>> start SOURCE DATA

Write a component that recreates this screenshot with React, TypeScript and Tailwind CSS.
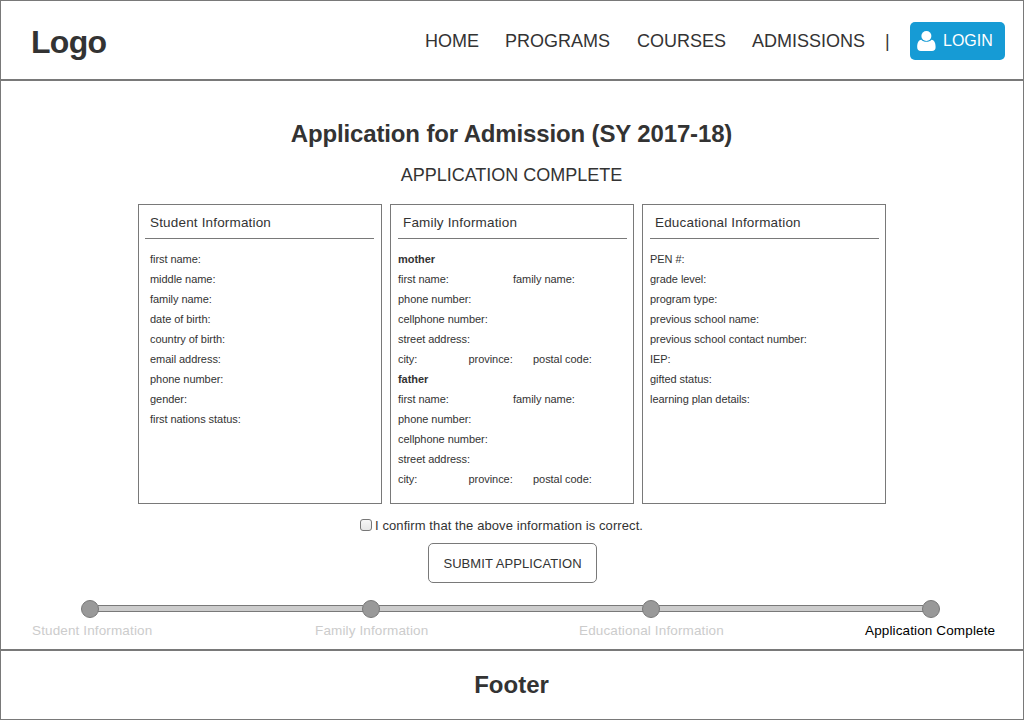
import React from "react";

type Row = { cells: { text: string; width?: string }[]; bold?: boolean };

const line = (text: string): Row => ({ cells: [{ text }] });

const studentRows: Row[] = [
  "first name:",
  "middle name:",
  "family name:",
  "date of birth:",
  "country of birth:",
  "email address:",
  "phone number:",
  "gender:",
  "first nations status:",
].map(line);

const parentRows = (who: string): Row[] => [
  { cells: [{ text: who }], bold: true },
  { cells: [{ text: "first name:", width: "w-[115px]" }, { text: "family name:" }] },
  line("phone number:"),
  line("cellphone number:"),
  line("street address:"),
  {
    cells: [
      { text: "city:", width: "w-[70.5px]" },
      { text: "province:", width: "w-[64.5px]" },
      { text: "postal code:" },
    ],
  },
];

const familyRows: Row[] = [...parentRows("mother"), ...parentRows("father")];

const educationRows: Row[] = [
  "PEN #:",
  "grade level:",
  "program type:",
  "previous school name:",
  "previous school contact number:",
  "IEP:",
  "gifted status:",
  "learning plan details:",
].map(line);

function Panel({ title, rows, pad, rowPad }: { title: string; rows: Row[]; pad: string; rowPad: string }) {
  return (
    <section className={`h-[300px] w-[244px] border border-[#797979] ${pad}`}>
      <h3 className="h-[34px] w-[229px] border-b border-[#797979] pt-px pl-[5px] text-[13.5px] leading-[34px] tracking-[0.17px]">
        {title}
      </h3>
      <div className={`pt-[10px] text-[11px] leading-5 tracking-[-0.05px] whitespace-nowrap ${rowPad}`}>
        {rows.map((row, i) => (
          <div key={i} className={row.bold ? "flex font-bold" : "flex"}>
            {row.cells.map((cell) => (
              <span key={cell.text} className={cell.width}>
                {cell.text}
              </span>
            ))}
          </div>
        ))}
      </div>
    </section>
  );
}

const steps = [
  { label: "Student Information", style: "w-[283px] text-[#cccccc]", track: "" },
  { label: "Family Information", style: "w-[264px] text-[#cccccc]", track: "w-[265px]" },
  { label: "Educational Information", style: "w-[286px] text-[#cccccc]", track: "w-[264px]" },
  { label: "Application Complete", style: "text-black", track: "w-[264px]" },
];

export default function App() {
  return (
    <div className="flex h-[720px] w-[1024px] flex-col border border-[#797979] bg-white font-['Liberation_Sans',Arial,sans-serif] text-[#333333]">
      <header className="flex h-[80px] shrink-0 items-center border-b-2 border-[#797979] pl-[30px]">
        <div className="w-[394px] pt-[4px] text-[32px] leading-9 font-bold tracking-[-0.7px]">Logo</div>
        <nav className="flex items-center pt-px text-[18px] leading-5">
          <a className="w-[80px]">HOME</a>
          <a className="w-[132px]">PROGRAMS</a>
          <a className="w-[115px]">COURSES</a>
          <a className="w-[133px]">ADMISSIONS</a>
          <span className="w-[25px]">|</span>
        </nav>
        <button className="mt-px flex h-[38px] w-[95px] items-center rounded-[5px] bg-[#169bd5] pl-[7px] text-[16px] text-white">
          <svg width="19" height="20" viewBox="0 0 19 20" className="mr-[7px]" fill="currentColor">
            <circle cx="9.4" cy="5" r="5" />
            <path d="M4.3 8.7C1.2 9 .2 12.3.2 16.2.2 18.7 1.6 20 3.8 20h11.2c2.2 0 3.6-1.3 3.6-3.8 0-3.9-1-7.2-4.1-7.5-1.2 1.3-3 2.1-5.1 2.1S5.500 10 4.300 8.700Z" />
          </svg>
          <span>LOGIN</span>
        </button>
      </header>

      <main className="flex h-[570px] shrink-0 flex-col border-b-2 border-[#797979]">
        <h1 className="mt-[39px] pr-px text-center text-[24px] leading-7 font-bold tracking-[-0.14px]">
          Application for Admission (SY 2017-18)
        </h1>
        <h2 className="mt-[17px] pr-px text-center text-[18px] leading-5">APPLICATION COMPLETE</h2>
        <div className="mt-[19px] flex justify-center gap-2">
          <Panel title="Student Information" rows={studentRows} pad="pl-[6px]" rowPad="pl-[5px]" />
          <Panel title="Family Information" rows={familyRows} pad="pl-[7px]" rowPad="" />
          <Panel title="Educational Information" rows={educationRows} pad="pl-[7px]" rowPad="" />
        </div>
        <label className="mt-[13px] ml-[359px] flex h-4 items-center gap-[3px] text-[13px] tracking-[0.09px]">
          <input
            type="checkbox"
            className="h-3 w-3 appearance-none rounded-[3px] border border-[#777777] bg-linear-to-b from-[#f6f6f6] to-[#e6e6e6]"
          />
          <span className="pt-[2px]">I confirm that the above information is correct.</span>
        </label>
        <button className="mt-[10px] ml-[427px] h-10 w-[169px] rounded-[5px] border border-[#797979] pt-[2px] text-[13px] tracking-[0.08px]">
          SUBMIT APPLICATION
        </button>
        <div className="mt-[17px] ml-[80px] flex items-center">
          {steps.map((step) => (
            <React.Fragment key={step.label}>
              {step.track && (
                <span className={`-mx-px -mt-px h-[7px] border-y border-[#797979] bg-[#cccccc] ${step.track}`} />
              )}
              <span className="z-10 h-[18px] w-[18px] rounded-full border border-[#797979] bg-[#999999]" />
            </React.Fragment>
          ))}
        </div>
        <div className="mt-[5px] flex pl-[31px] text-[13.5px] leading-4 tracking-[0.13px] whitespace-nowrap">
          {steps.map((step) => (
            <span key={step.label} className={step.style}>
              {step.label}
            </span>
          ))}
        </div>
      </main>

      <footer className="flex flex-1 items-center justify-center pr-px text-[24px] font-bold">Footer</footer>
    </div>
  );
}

>> end SOURCE DATA

> [WHAT THIS TASK INVOLVES]:
Please extract exactly the lines of the data, from the first through the line containing "const familyRows: Row[]", and add no pictures to the copy.

> [RIGHT ANSWER]:
Write a component that recreates this screenshot with React, TypeScript and Tailwind CSS.
import React from "react";

type Row = { cells: { text: string; width?: string }[]; bold?: boolean };

const line = (text: string): Row => ({ cells: [{ text }] });

const studentRows: Row[] = [
  "first name:",
  "middle name:",
  "family name:",
  "date of birth:",
  "country of birth:",
  "email address:",
  "phone number:",
  "gender:",
  "first nations status:",
].map(line);

const parentRows = (who: string): Row[] => [
  { cells: [{ text: who }], bold: true },
  { cells: [{ text: "first name:", width: "w-[115px]" }, { text: "family name:" }] },
  line("phone number:"),
  line("cellphone number:"),
  line("street address:"),
  {
    cells: [
      { text: "city:", width: "w-[70.5px]" },
      { text: "province:", width: "w-[64.5px]" },
      { text: "postal code:" },
    ],
  },
];

const familyRows: Row[] = [...parentRows("mother"), ...parentRows("father")];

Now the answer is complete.